Barely has the dust raised by the Naira scarcity settled down when one of the Corporations standard gauge trains, the Warri-Itakpe train derailed at kilometre 30 of Ajaokuta-Itakpe section of the track in January 2023, leading to the suspension of the Warri-Itakpe train services. The Warri-Itakpe train was not restored until April 2023 after the NRC had ensured that all passengers onboard the ill-fated train had been accounted for.
The commencement of Lagos to Ibadan cargo evacuation by rail in September was however a turning point for railway development in 2023. For years, a lack of efficient movement of cargoes by rail had meant that the port terminals have had to battle congestion due to a single mode of cargo evacuation, which is road haulage.
The absence of an intermodal means of cargo evacuation left many Nigerian roads dilapidated and contributed majorly to the traffic gridlock that rocked the Lagos ports access roads in past years.

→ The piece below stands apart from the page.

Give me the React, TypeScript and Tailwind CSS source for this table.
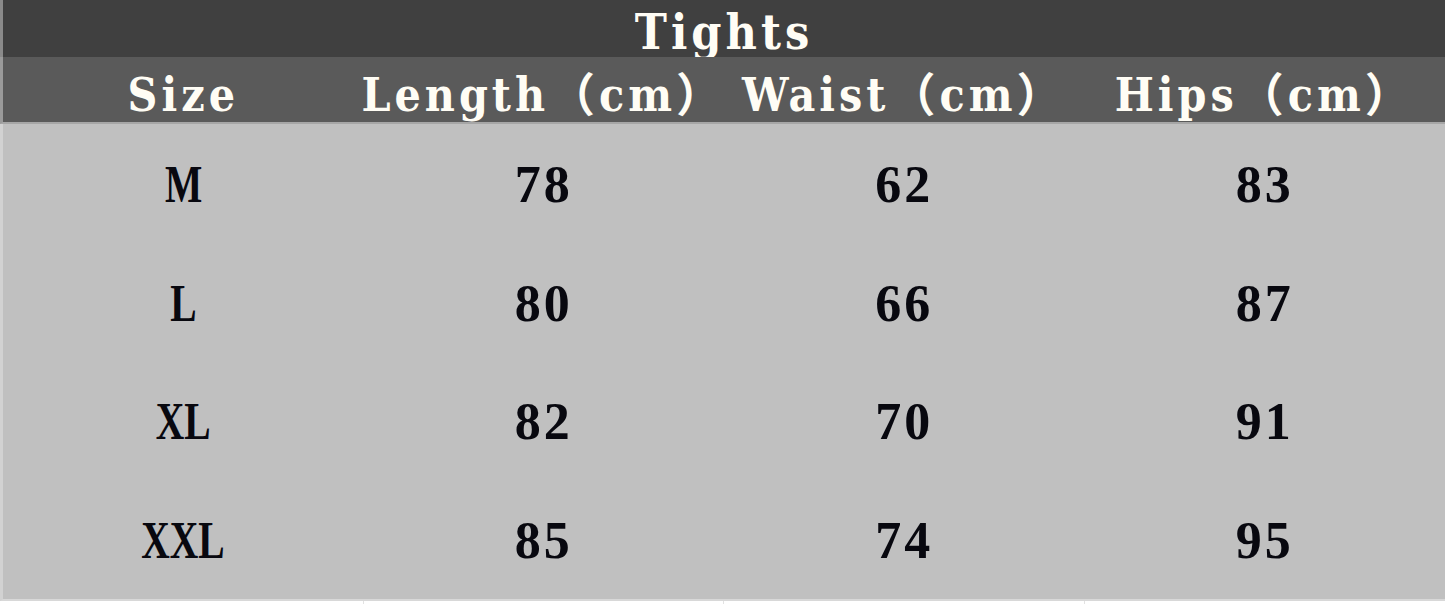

Inaugurating the first trip in September, the Honourable Minister of Transportation, Saidu Alkali said that the container freight movement will be done on one of the three standard gauge lines for now while efforts are on to remove the Customs scanner building impeding the other two lines.
According to the Minister of Transportation, “You are all welcomed to the commissioning of the inaugural movement of containers from Apapa Port to Ibadan.
“We will be doing three trips in a day. If you multiply three trips by 30 days, that will give you 90 trips in a month.
“With movement of containers from Apapa to Ibadan, we expect the Apapa Port to be decongested and our roads to be free of container carrying trucks.”
Its been four months since the NRC launched the Lagos cargo train, issues outside train operations like multiple handling charges, availability of cargoes has meant that the 90 monthly trips spelt out by the Honourable Minister of Transportation has remained elusive.